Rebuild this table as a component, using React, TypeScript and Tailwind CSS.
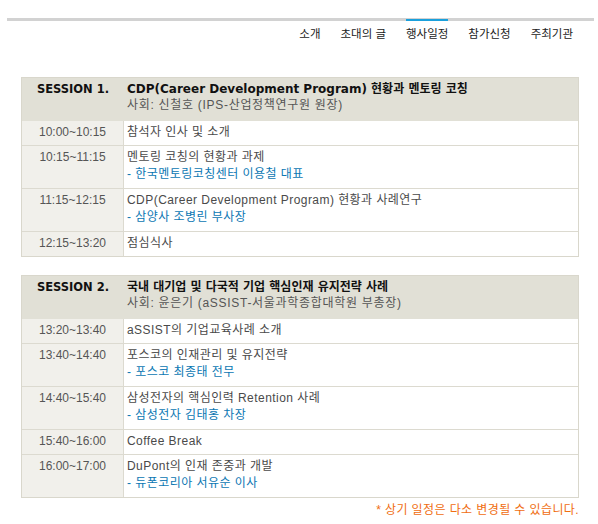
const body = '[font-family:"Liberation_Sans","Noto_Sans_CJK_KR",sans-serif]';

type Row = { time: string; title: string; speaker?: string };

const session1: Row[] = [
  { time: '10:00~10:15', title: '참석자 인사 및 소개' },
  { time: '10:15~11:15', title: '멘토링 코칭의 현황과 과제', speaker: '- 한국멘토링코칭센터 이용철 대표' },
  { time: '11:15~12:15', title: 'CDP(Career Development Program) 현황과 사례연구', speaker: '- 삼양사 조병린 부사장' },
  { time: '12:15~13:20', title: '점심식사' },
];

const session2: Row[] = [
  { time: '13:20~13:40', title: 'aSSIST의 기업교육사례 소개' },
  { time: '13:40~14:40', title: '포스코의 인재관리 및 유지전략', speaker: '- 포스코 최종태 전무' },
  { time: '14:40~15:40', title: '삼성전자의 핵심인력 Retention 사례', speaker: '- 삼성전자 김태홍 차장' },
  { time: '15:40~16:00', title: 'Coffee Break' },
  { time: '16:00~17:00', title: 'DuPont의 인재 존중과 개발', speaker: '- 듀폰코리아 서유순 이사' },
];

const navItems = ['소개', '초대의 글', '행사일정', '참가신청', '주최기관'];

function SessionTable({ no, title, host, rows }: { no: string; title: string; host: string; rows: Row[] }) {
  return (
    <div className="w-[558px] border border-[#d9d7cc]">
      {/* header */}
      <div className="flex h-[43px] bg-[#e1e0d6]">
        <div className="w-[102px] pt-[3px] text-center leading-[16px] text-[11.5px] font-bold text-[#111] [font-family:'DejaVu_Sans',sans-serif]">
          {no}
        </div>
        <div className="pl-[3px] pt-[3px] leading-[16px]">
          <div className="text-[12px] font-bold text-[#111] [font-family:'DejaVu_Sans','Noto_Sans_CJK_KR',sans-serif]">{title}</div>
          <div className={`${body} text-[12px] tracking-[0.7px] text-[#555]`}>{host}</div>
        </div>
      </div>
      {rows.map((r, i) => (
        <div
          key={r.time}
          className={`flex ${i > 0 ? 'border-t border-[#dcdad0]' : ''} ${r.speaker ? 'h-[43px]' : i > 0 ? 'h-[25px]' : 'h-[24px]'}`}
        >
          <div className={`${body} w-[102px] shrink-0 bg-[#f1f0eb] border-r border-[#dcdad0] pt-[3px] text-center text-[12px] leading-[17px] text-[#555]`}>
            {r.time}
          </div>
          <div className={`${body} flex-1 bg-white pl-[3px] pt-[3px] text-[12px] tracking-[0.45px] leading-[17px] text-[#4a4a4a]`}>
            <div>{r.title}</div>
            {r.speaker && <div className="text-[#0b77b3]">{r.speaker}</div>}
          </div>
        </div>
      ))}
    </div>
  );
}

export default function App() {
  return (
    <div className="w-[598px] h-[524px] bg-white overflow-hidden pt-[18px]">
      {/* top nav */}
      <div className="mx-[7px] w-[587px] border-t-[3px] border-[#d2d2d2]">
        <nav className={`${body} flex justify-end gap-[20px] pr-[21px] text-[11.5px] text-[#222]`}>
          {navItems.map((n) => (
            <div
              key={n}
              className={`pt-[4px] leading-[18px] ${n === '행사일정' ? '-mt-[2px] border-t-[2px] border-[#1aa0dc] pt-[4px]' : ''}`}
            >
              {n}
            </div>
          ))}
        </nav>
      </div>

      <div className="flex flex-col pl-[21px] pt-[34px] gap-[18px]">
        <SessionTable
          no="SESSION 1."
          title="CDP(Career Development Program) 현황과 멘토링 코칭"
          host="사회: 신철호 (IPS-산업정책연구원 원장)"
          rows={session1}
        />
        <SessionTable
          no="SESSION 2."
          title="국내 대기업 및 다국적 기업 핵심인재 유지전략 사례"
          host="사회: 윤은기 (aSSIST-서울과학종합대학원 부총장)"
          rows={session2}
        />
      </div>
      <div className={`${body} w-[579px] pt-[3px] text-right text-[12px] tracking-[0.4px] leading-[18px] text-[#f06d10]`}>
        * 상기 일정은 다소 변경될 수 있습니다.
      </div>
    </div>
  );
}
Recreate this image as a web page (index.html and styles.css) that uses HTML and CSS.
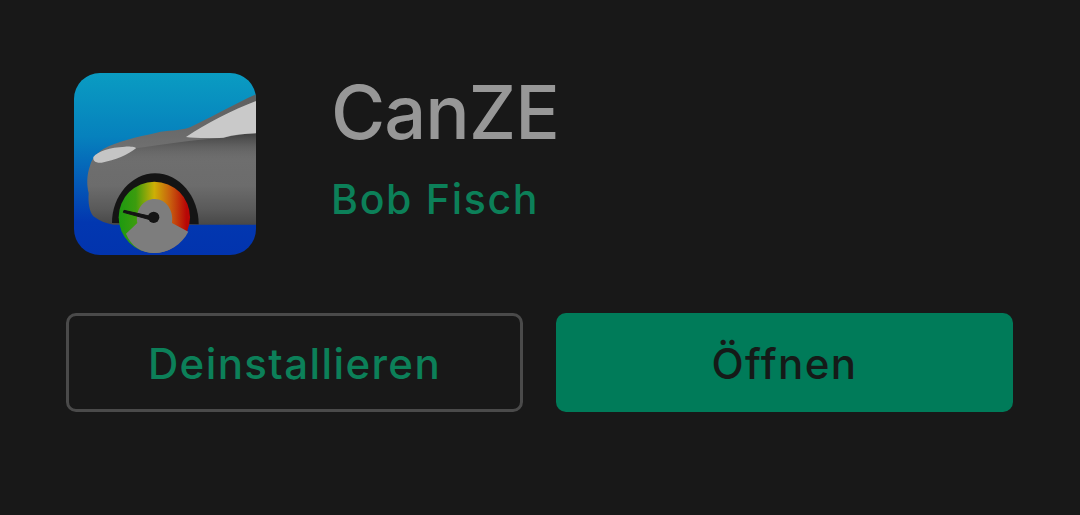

### PROBLEM DETAILS
Write out the listing word for word, omitting the pictures it holds.

### OUTPUT OF THE TASK
Rebuild this table as a component, using React, TypeScript and Tailwind CSS.
const body = '[font-family:"Liberation_Sans","Noto_Sans_CJK_KR",sans-serif]';

type Row = { time: string; title: string; speaker?: string };

const session1: Row[] = [
  { time: '10:00~10:15', title: '참석자 인사 및 소개' },
  { time: '10:15~11:15', title: '멘토링 코칭의 현황과 과제', speaker: '- 한국멘토링코칭센터 이용철 대표' },
  { time: '11:15~12:15', title: 'CDP(Career Development Program) 현황과 사례연구', speaker: '- 삼양사 조병린 부사장' },
  { time: '12:15~13:20', title: '점심식사' },
];

const session2: Row[] = [
  { time: '13:20~13:40', title: 'aSSIST의 기업교육사례 소개' },
  { time: '13:40~14:40', title: '포스코의 인재관리 및 유지전략', speaker: '- 포스코 최종태 전무' },
  { time: '14:40~15:40', title: '삼성전자의 핵심인력 Retention 사례', speaker: '- 삼성전자 김태홍 차장' },
  { time: '15:40~16:00', title: 'Coffee Break' },
  { time: '16:00~17:00', title: 'DuPont의 인재 존중과 개발', speaker: '- 듀폰코리아 서유순 이사' },
];

const navItems = ['소개', '초대의 글', '행사일정', '참가신청', '주최기관'];

function SessionTable({ no, title, host, rows }: { no: string; title: string; host: string; rows: Row[] }) {
  return (
    <div className="w-[558px] border border-[#d9d7cc]">
      {/* header */}
      <div className="flex h-[43px] bg-[#e1e0d6]">
        <div className="w-[102px] pt-[3px] text-center leading-[16px] text-[11.5px] font-bold text-[#111] [font-family:'DejaVu_Sans',sans-serif]">
          {no}
        </div>
        <div className="pl-[3px] pt-[3px] leading-[16px]">
          <div className="text-[12px] font-bold text-[#111] [font-family:'DejaVu_Sans','Noto_Sans_CJK_KR',sans-serif]">{title}</div>
          <div className={`${body} text-[12px] tracking-[0.7px] text-[#555]`}>{host}</div>
        </div>
      </div>
      {rows.map((r, i) => (
        <div
          key={r.time}
          className={`flex ${i > 0 ? 'border-t border-[#dcdad0]' : ''} ${r.speaker ? 'h-[43px]' : i > 0 ? 'h-[25px]' : 'h-[24px]'}`}
        >
          <div className={`${body} w-[102px] shrink-0 bg-[#f1f0eb] border-r border-[#dcdad0] pt-[3px] text-center text-[12px] leading-[17px] text-[#555]`}>
            {r.time}
          </div>
          <div className={`${body} flex-1 bg-white pl-[3px] pt-[3px] text-[12px] tracking-[0.45px] leading-[17px] text-[#4a4a4a]`}>
            <div>{r.title}</div>
            {r.speaker && <div className="text-[#0b77b3]">{r.speaker}</div>}
          </div>
        </div>
      ))}
    </div>
  );
}

export default function App() {
  return (
    <div className="w-[598px] h-[524px] bg-white overflow-hidden pt-[18px]">
      {/* top nav */}
      <div className="mx-[7px] w-[587px] border-t-[3px] border-[#d2d2d2]">
        <nav className={`${body} flex justify-end gap-[20px] pr-[21px] text-[11.5px] text-[#222]`}>
          {navItems.map((n) => (
            <div
              key={n}
              className={`pt-[4px] leading-[18px] ${n === '행사일정' ? '-mt-[2px] border-t-[2px] border-[#1aa0dc] pt-[4px]' : ''}`}
            >
              {n}
            </div>
          ))}
        </nav>
      </div>

      <div className="flex flex-col pl-[21px] pt-[34px] gap-[18px]">
        <SessionTable
          no="SESSION 1."
          title="CDP(Career Development Program) 현황과 멘토링 코칭"
          host="사회: 신철호 (IPS-산업정책연구원 원장)"
          rows={session1}
        />
        <SessionTable
          no="SESSION 2."
          title="국내 대기업 및 다국적 기업 핵심인재 유지전략 사례"
          host="사회: 윤은기 (aSSIST-서울과학종합대학원 부총장)"
          rows={session2}
        />
      </div>
      <div className={`${body} w-[579px] pt-[3px] text-right text-[12px] tracking-[0.4px] leading-[18px] text-[#f06d10]`}>
        * 상기 일정은 다소 변경될 수 있습니다.
      </div>
    </div>
  );
}
Recreate this image as a web page (index.html and styles.css) that uses HTML and CSS.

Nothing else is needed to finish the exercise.